#### [DATASET CONTENT]

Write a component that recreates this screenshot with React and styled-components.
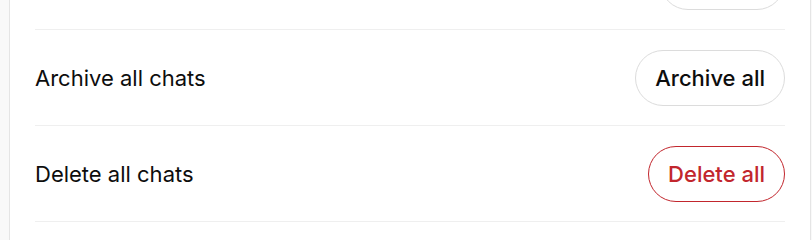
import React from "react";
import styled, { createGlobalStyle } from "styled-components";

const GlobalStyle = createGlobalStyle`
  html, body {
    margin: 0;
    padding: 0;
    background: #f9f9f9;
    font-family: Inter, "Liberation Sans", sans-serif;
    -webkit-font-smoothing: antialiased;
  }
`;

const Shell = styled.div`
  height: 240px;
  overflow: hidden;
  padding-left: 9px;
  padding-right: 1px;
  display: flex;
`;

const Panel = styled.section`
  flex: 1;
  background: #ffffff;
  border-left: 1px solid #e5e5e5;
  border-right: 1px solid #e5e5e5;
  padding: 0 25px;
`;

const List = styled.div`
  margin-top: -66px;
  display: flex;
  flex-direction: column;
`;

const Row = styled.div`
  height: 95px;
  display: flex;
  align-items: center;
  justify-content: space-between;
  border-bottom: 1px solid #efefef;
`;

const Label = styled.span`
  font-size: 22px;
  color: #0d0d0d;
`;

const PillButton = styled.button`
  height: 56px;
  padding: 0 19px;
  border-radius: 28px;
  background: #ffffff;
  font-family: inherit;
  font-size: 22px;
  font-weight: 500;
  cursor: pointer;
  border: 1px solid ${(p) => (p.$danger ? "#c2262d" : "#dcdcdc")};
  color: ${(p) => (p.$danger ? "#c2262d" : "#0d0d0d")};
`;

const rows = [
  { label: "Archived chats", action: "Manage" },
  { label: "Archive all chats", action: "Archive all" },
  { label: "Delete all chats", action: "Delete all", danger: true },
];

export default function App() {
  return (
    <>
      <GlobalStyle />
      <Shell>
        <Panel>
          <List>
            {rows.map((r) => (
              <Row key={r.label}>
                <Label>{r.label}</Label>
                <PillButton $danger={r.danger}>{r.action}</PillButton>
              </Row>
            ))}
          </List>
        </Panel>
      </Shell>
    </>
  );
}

#### [REQUIREMENT]
Repeat the data exactly in full, omitting its pictures.

#### [RESPONSE BELOW]
Write a component that recreates this screenshot with React and styled-components.
import React from "react";
import styled, { createGlobalStyle } from "styled-components";

const GlobalStyle = createGlobalStyle`
  html, body {
    margin: 0;
    padding: 0;
    background: #f9f9f9;
    font-family: Inter, "Liberation Sans", sans-serif;
    -webkit-font-smoothing: antialiased;
  }
`;

const Shell = styled.div`
  height: 240px;
  overflow: hidden;
  padding-left: 9px;
  padding-right: 1px;
  display: flex;
`;

const Panel = styled.section`
  flex: 1;
  background: #ffffff;
  border-left: 1px solid #e5e5e5;
  border-right: 1px solid #e5e5e5;
  padding: 0 25px;
`;

const List = styled.div`
  margin-top: -66px;
  display: flex;
  flex-direction: column;
`;

const Row = styled.div`
  height: 95px;
  display: flex;
  align-items: center;
  justify-content: space-between;
  border-bottom: 1px solid #efefef;
`;

const Label = styled.span`
  font-size: 22px;
  color: #0d0d0d;
`;

const PillButton = styled.button`
  height: 56px;
  padding: 0 19px;
  border-radius: 28px;
  background: #ffffff;
  font-family: inherit;
  font-size: 22px;
  font-weight: 500;
  cursor: pointer;
  border: 1px solid ${(p) => (p.$danger ? "#c2262d" : "#dcdcdc")};
  color: ${(p) => (p.$danger ? "#c2262d" : "#0d0d0d")};
`;

const rows = [
  { label: "Archived chats", action: "Manage" },
  { label: "Archive all chats", action: "Archive all" },
  { label: "Delete all chats", action: "Delete all", danger: true },
];

export default function App() {
  return (
    <>
      <GlobalStyle />
      <Shell>
        <Panel>
          <List>
            {rows.map((r) => (
              <Row key={r.label}>
                <Label>{r.label}</Label>
                <PillButton $danger={r.danger}>{r.action}</PillButton>
              </Row>
            ))}
          </List>
        </Panel>
      </Shell>
    </>
  );
}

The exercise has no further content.